CONFIG_BOOTLOADER_APP_ROLLBACK_ENABLE=y
CONFIG_BOOTLOADER_APP_ANTI_ROLLBACK=y
CONFIG_BOOTLOADER_APP_SECURE_VERSION=1

# Watchdog: if main task hangs for 30s, reset
CONFIG_ESP_TASK_WDT_TIMEOUT_S=30
CONFIG_ESP_TASK_WDT_CHECK_IDLE_TASK_CPU0=y

Generate your signing key once, store it in a secrets manager, and never let it touch a developer’s laptop. Every firmware binary gets signed before it hits your OTA server. The bootloader verifies the signature before loading.
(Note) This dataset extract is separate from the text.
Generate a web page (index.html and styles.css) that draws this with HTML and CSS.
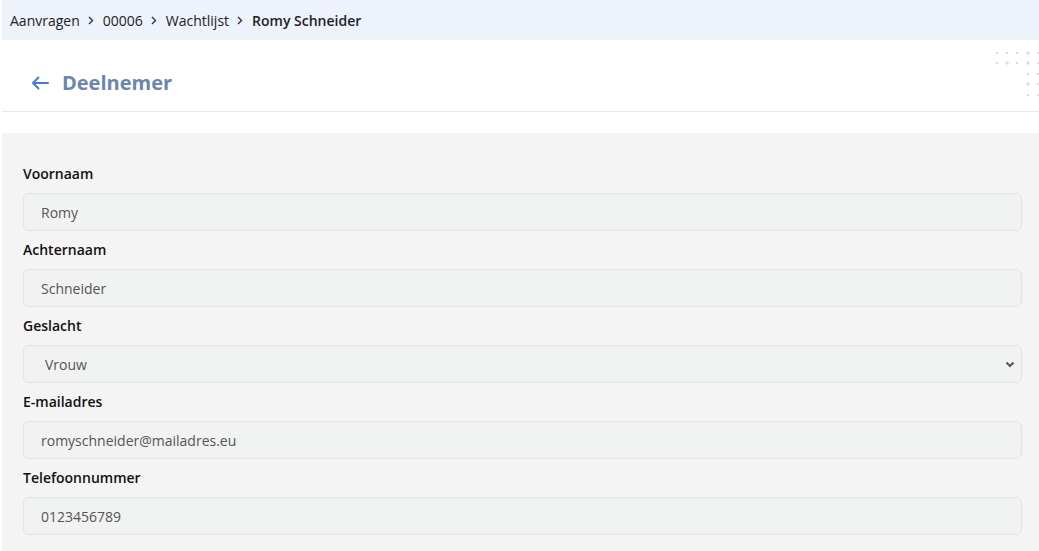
FILE: index.html
```html
<!DOCTYPE html>
<html lang="nl">
<head>
  <meta charset="UTF-8" />
  <title>Deelnemer</title>
  <link rel="stylesheet" href="styles.css">
</head>
<body>

<div class="page">
  <!-- Breadcrumb -->
  <nav class="crumbs">
    <span>Aanvragen</span>
    <svg class="sep" width="6" height="9" viewBox="0 0 6 9"><path d="M1 1l3.5 3.5L1 8" fill="none" stroke="#333" stroke-width="1.4"/></svg>
    <span>00006</span>
    <svg class="sep" width="6" height="9" viewBox="0 0 6 9"><path d="M1 1l3.5 3.5L1 8" fill="none" stroke="#333" stroke-width="1.4"/></svg>
    <span>Wachtlijst</span>
    <svg class="sep" width="6" height="9" viewBox="0 0 6 9"><path d="M1 1l3.5 3.5L1 8" fill="none" stroke="#333" stroke-width="1.4"/></svg>
    <span class="current">Romy Schneider</span>
  </nav>

  <!-- Header -->
  <header class="head">
    <a href="#" class="back">
      <svg width="18" height="14" viewBox="0 0 18 14"><path d="M17 7H2M7.5 1.5L2 7l5.5 5.5" fill="none" stroke="#3f7fd9" stroke-width="2" stroke-linecap="round" stroke-linejoin="round"/></svg>
    </a>
    <h1 class="title">Deelnemer</h1>
    <div class="dots">
      <i></i><i></i><i></i><i class="plus"></i><i></i>
      <i></i><i class="plus"></i><i></i><i class="plus"></i><i></i>
      <i class="gap"></i><i class="gap"></i><i class="gap"></i><i></i><i></i>
      <i class="gap"></i><i class="gap"></i><i class="gap"></i><i class="plus"></i><i></i>
      <i class="gap"></i><i class="gap"></i><i class="gap"></i><i></i><i></i>
    </div>
  </header>

  <!-- Form -->
  <section class="panel">
    <label class="label">Voornaam</label>
    <input class="field" type="text" value="Romy" readonly />

    <label class="label">Achternaam</label>
    <input class="field" type="text" value="Schneider" readonly />

    <label class="label">Geslacht</label>
    <div class="select-wrap">
      <select class="field select" disabled>
        <option>Vrouw</option>
      </select>
      <svg class="chev" width="10" height="7" viewBox="0 0 10 7"><path d="M1.5 1.5L5 5l3.5-3.5" fill="none" stroke="#555" stroke-width="2"/></svg>
    </div>

    <label class="label">E-mailadres</label>
    <input class="field" type="text" value="romyschneider@mailadres.eu" readonly />

    <label class="label">Telefoonnummer</label>
    <input class="field" type="text" value="0123456789" readonly />
  </section>
</div>

</body>
</html>
```

FILE: styles.css
```css
* {
  margin: 0;
  padding: 0;
  box-sizing: border-box;
}

body {
  font-family: 'Open Sans', 'Noto Sans', sans-serif;
  background-color: #fff;
  color: #222;
  padding-left: 2px;
  height: 551px;
  overflow: hidden;
}

.crumbs {
  height: 40px;
  background-color: #eef2fb;
  display: flex;
  align-items: center;
  padding-left: 8px;
  font-size: 14px;
  color: #222;
}

.crumbs .sep {
  margin: 0 9px 0 8px;
}

.crumbs .current {
  font-weight: 600;
}

.head {
  height: 72px;
  display: flex;
  align-items: center;
  padding-left: 29px;
  padding-top: 13px;
  border-bottom: 1px solid #e6eaf1;
  position: relative;
  overflow: hidden;
}

.back {
  display: flex;
  margin-right: 13px;
  margin-top: 1px;
}

.title {
  font-size: 20px;
  font-weight: 700;
  color: #6986b0;
}

.dots {
  position: absolute;
  top: 12px;
  right: 0;
  display: grid;
  grid-template-columns: repeat(5, 2px);
  grid-auto-rows: 2px;
  column-gap: 8.3px;
  row-gap: 8.4px;
}

.dots i {
  display: block;
  width: 2px;
  height: 2px;
  background-color: #cfdcf3;
}

.dots i.plus {
  background-color: #d3def4;
  box-shadow: 1px 0 0 #e6edf9, -1px 0 0 #e6edf9, 0 1px 0 #e6edf9, 0 -1px 0 #e6edf9;
}

.dots i.gap {
  background: none;
}

.panel {
  margin-top: 21px;
  background-color: #f4f4f4;
  padding: 31px 17px 30px 21px;
  display: flex;
  flex-direction: column;
}

.label {
  font-size: 14px;
  font-weight: 600;
  line-height: 20px;
  color: #111;
  margin-bottom: 9px;
}

.field {
  display: block;
  width: 100%;
  height: 38px;
  border: 1px solid #e1e3e5;
  border-radius: 6px;
  background-color: #f1f2f2;
  padding: 0 17px;
  font-family: inherit;
  font-size: 14px;
  color: #555;
  margin-bottom: 9px;
  outline: none;
}

.select-wrap {
  position: relative;
  height: 38px;
  margin-bottom: 9px;
}

.select {
  appearance: none;
  -webkit-appearance: none;
  padding-left: 21px;
  opacity: 1;
  margin-bottom: 0;
}

.chev {
  position: absolute;
  right: 7px;
  top: 16px;
}
```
ESP32 secure boot chain showing key hierarchy and verification steps

The ESP32 ecosystem has matured considerably. The tooling (ESP-IDF 5.x, the VS Code extension, idf.py workflows) is genuinely good. The documentation is dense but complete. What it lacks is honest writing about production failure modes — the devices that got bricked by a bad OTA, the fleet that came online with debug logging enabled and hammered the broker, the secure boot key that got lost.

Design for failures you haven’t seen yet. That’s what separates a prototype from infrastructure.